> [What needs to be done] In the records below, find each line with the word "index" and copy it.

> [Material for this task]
>> Start

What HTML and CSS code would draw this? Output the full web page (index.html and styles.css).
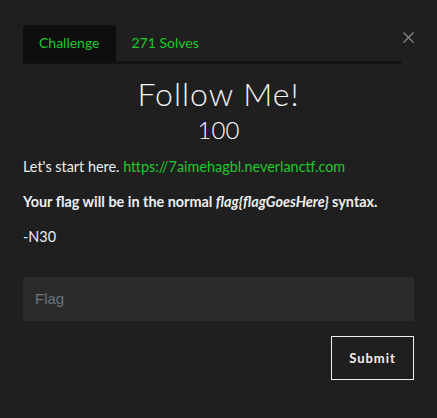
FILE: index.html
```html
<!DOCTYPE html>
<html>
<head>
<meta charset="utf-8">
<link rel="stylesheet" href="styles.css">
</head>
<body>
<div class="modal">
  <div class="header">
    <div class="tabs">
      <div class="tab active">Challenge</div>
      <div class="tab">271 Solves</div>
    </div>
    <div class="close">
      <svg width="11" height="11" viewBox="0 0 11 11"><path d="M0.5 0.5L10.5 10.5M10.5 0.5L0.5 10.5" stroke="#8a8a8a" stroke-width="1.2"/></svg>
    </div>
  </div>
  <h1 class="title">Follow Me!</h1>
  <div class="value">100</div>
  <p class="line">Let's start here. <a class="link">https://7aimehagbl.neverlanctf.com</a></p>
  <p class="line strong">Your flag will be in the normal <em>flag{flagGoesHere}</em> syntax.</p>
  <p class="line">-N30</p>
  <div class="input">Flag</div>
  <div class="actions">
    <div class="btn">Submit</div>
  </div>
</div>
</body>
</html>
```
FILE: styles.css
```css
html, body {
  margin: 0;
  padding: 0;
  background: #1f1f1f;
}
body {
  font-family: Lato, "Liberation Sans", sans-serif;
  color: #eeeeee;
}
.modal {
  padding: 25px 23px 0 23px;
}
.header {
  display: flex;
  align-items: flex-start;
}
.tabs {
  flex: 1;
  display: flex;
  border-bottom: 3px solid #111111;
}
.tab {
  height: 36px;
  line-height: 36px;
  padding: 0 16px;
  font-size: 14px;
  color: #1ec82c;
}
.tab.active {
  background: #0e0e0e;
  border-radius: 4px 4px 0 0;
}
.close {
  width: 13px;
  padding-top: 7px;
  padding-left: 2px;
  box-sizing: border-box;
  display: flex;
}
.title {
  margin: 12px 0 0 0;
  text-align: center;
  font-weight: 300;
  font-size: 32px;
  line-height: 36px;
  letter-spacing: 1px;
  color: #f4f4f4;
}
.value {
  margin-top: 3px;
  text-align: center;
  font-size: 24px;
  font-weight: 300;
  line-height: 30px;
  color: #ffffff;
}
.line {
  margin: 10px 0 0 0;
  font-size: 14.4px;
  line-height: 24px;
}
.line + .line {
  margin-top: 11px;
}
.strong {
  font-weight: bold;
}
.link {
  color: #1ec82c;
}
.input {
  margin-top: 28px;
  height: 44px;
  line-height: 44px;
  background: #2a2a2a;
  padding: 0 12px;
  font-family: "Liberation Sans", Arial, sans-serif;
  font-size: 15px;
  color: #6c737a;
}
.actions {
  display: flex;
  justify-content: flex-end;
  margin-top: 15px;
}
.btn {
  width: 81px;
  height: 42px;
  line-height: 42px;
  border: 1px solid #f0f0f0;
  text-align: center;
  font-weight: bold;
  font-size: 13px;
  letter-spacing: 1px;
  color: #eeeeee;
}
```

>> End
>> Start

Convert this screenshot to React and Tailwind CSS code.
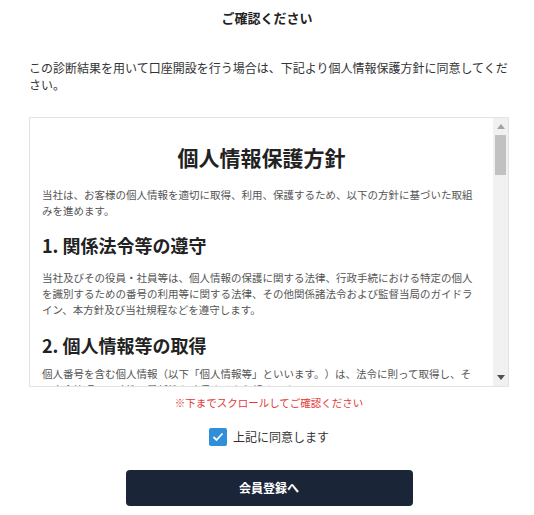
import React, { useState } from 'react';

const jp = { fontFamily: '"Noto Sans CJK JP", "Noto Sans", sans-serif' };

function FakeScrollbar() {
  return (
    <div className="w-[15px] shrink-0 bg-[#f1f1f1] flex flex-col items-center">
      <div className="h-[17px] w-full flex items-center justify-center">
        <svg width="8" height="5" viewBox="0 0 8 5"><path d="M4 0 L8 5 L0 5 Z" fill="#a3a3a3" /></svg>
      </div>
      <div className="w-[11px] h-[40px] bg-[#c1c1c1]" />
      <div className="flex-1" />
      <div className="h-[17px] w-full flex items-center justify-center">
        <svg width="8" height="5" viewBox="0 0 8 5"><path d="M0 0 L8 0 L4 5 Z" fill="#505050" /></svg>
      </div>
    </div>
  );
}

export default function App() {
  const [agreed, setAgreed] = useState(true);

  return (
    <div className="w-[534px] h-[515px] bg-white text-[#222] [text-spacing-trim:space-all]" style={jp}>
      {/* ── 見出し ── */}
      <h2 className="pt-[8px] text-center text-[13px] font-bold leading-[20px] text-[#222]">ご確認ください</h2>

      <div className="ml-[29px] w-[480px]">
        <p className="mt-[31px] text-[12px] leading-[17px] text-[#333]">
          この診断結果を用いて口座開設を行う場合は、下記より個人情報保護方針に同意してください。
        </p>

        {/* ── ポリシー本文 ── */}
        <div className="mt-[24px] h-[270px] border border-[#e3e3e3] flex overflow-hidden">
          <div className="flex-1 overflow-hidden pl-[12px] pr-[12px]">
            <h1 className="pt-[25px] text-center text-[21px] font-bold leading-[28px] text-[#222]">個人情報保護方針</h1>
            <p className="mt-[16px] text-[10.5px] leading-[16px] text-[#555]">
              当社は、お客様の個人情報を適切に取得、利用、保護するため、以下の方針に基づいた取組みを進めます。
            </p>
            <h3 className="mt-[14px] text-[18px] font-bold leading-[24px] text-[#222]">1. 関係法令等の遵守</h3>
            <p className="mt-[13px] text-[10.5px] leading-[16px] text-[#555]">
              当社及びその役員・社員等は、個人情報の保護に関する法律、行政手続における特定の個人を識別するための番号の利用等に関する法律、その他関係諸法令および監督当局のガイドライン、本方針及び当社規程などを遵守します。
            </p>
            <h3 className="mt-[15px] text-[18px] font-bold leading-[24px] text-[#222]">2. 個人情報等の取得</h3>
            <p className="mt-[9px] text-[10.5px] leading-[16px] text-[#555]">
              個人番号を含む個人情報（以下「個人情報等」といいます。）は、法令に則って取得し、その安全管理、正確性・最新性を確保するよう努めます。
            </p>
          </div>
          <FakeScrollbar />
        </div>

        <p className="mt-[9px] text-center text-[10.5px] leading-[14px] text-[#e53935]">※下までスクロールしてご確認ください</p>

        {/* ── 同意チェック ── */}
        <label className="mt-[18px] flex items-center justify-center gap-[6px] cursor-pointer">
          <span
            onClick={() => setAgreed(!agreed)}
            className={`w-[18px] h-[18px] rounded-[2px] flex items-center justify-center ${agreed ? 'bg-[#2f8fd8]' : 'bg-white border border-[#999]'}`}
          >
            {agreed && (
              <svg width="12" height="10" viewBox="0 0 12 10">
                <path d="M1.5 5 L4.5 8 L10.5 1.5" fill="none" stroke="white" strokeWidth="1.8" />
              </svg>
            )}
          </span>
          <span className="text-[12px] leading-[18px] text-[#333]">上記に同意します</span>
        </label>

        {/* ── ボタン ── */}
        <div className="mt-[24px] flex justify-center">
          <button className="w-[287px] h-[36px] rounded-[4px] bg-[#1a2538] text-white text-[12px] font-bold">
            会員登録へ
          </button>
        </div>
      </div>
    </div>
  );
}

>> End
>> Start

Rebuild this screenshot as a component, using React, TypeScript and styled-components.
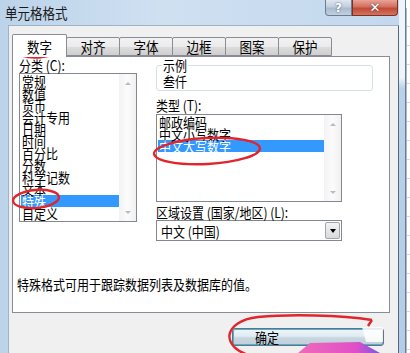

>> End

> [Solution for this problem]
What HTML and CSS code would draw this? Output the full web page (index.html and styles.css).
FILE: index.html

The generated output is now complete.